EXERCISE DIRECTIONS: Each line of the listing must be transcribed exactly, except for the images, which should be excluded.
◆ ◆ ◆ ◆
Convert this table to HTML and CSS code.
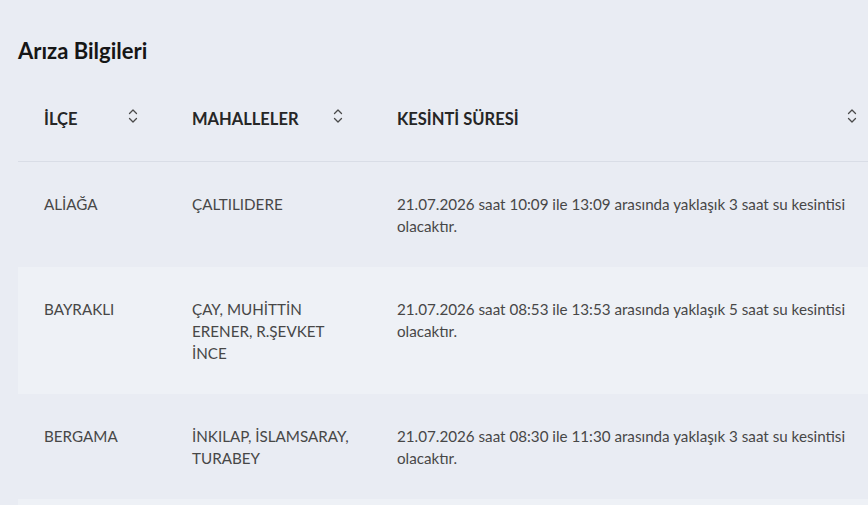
FILE: index.html
```html
<!DOCTYPE html>
<html lang="tr">
<head>
    <meta charset="UTF-8">
    <meta name="viewport" content="width=device-width, initial-scale=1.0">
    <link rel="stylesheet" href="styles.css">
    <title>Arıza Bilgileri</title>
</head>
<body>
    <main id="ariza">
        <h2 id="baslik">Arıza Bilgileri</h2>
        <table id="tablo">
            <colgroup>
                <col class="col-ilce">
                <col class="col-mahalle">
                <col class="col-sure">
            </colgroup>
            <thead>
                <tr>
                    <th>
                        <div class="th-icerik">
                            <span>İLÇE</span>
                            <svg class="sirala" width="10" height="18" viewBox="0 0 10 18"><path d="M1.5 6.5 L5 3 L8.5 6.5 M1.5 11.5 L5 15 L8.5 11.5" /></svg>
                        </div>
                    </th>
                    <th>
                        <div class="th-icerik">
                            <span>MAHALLELER</span>
                            <svg class="sirala" width="10" height="18" viewBox="0 0 10 18"><path d="M1.5 6.5 L5 3 L8.5 6.5 M1.5 11.5 L5 15 L8.5 11.5" /></svg>
                        </div>
                    </th>
                    <th>
                        <div class="th-icerik">
                            <span>KESİNTİ SÜRESİ</span>
                            <svg class="sirala" width="10" height="18" viewBox="0 0 10 18"><path d="M1.5 6.5 L5 3 L8.5 6.5 M1.5 11.5 L5 15 L8.5 11.5" /></svg>
                        </div>
                    </th>
                </tr>
            </thead>
            <tbody>
                <tr>
                    <td>ALİAĞA</td>
                    <td>ÇALTILIDERE</td>
                    <td>21.07.2026 saat 10:09 ile 13:09 arasında yaklaşık 3 saat su kesintisi olacaktır.</td>
                </tr>
                <tr>
                    <td>BAYRAKLI</td>
                    <td>ÇAY, MUHİTTİN ERENER, R.ŞEVKET İNCE</td>
                    <td>21.07.2026 saat 08:53 ile 13:53 arasında yaklaşık 5 saat su kesintisi olacaktır.</td>
                </tr>
                <tr>
                    <td>BERGAMA</td>
                    <td>İNKILAP, İSLAMSARAY, TURABEY</td>
                    <td>21.07.2026 saat 08:30 ile 11:30 arasında yaklaşık 3 saat su kesintisi olacaktır.</td>
                </tr>
                <tr class="bos">
                    <td></td>
                    <td></td>
                    <td></td>
                </tr>
            </tbody>
        </table>
    </main>
</body>
</html>
```

FILE: styles.css
```css
*{
    margin: 0;
    padding: 0;
    box-sizing: border-box;
    font-family: Lato, 'Open Sans', sans-serif;
}
body{
    background-color: #e9ecf3;
    overflow: hidden;
    width: 868px;
    height: 505px;
}
#ariza{
    padding: 37px 0 0 18px;
}
#baslik{
    font-size: 22px;
    line-height: 28px;
    font-weight: 700;
    color: #161616;
    margin-bottom: 12px;
}
#tablo{
    width: 867px;
    table-layout: fixed;
    border-collapse: collapse;
}
.col-ilce{
    width: 148px;
}
.col-mahalle{
    width: 205px;
}
.col-sure{
    width: 514px;
}
#tablo th{
    padding: 31px 28px 31px 26px;
    border-bottom: 1px solid #d9dde6;
    text-align: left;
}
.th-icerik{
    display: flex;
    align-items: center;
    justify-content: space-between;
    font-size: 16.5px;
    line-height: 22px;
    font-weight: 700;
    color: #262626;
}
.sirala{
    margin-top: -6px;
    fill: none;
    stroke: #4a4a4a;
    stroke-width: 1.3;
    stroke-linecap: round;
    stroke-linejoin: round;
}
#tablo td{
    padding: 31px 18px 30px 26px;
    vertical-align: top;
    font-size: 15.2px;
    line-height: 22px;
    color: #474747;
}
#tablo tbody tr:nth-child(even){
    background-color: #eef1f6;
}
.bos td{
    height: 60px;
}
```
◆ ◆ ◆ ◆
EXERCISE ANSWER:
Convert this table to HTML and CSS code.
FILE: index.html
```html
<!DOCTYPE html>
<html lang="tr">
<head>
    <meta charset="UTF-8">
    <meta name="viewport" content="width=device-width, initial-scale=1.0">
    <link rel="stylesheet" href="styles.css">
    <title>Arıza Bilgileri</title>
</head>
<body>
    <main id="ariza">
        <h2 id="baslik">Arıza Bilgileri</h2>
        <table id="tablo">
            <colgroup>
                <col class="col-ilce">
                <col class="col-mahalle">
                <col class="col-sure">
            </colgroup>
            <thead>
                <tr>
                    <th>
                        <div class="th-icerik">
                            <span>İLÇE</span>
                            <svg class="sirala" width="10" height="18" viewBox="0 0 10 18"><path d="M1.5 6.5 L5 3 L8.5 6.5 M1.5 11.5 L5 15 L8.5 11.5" /></svg>
                        </div>
                    </th>
                    <th>
                        <div class="th-icerik">
                            <span>MAHALLELER</span>
                            <svg class="sirala" width="10" height="18" viewBox="0 0 10 18"><path d="M1.5 6.5 L5 3 L8.5 6.5 M1.5 11.5 L5 15 L8.5 11.5" /></svg>
                        </div>
                    </th>
                    <th>
                        <div class="th-icerik">
                            <span>KESİNTİ SÜRESİ</span>
                            <svg class="sirala" width="10" height="18" viewBox="0 0 10 18"><path d="M1.5 6.5 L5 3 L8.5 6.5 M1.5 11.5 L5 15 L8.5 11.5" /></svg>
                        </div>
                    </th>
                </tr>
            </thead>
            <tbody>
                <tr>
                    <td>ALİAĞA</td>
                    <td>ÇALTILIDERE</td>
                    <td>21.07.2026 saat 10:09 ile 13:09 arasında yaklaşık 3 saat su kesintisi olacaktır.</td>
                </tr>
                <tr>
                    <td>BAYRAKLI</td>
                    <td>ÇAY, MUHİTTİN ERENER, R.ŞEVKET İNCE</td>
                    <td>21.07.2026 saat 08:53 ile 13:53 arasında yaklaşık 5 saat su kesintisi olacaktır.</td>
                </tr>
                <tr>
                    <td>BERGAMA</td>
                    <td>İNKILAP, İSLAMSARAY, TURABEY</td>
                    <td>21.07.2026 saat 08:30 ile 11:30 arasında yaklaşık 3 saat su kesintisi olacaktır.</td>
                </tr>
                <tr class="bos">
                    <td></td>
                    <td></td>
                    <td></td>
                </tr>
            </tbody>
        </table>
    </main>
</body>
</html>
```

FILE: styles.css
```css
*{
    margin: 0;
    padding: 0;
    box-sizing: border-box;
    font-family: Lato, 'Open Sans', sans-serif;
}
body{
    background-color: #e9ecf3;
    overflow: hidden;
    width: 868px;
    height: 505px;
}
#ariza{
    padding: 37px 0 0 18px;
}
#baslik{
    font-size: 22px;
    line-height: 28px;
    font-weight: 700;
    color: #161616;
    margin-bottom: 12px;
}
#tablo{
    width: 867px;
    table-layout: fixed;
    border-collapse: collapse;
}
.col-ilce{
    width: 148px;
}
.col-mahalle{
    width: 205px;
}
.col-sure{
    width: 514px;
}
#tablo th{
    padding: 31px 28px 31px 26px;
    border-bottom: 1px solid #d9dde6;
    text-align: left;
}
.th-icerik{
    display: flex;
    align-items: center;
    justify-content: space-between;
    font-size: 16.5px;
    line-height: 22px;
    font-weight: 700;
    color: #262626;
}
.sirala{
    margin-top: -6px;
    fill: none;
    stroke: #4a4a4a;
    stroke-width: 1.3;
    stroke-linecap: round;
    stroke-linejoin: round;
}
#tablo td{
    padding: 31px 18px 30px 26px;
    vertical-align: top;
    font-size: 15.2px;
    line-height: 22px;
    color: #474747;
}
#tablo tbody tr:nth-child(even){
    background-color: #eef1f6;
}
.bos td{
    height: 60px;
}
```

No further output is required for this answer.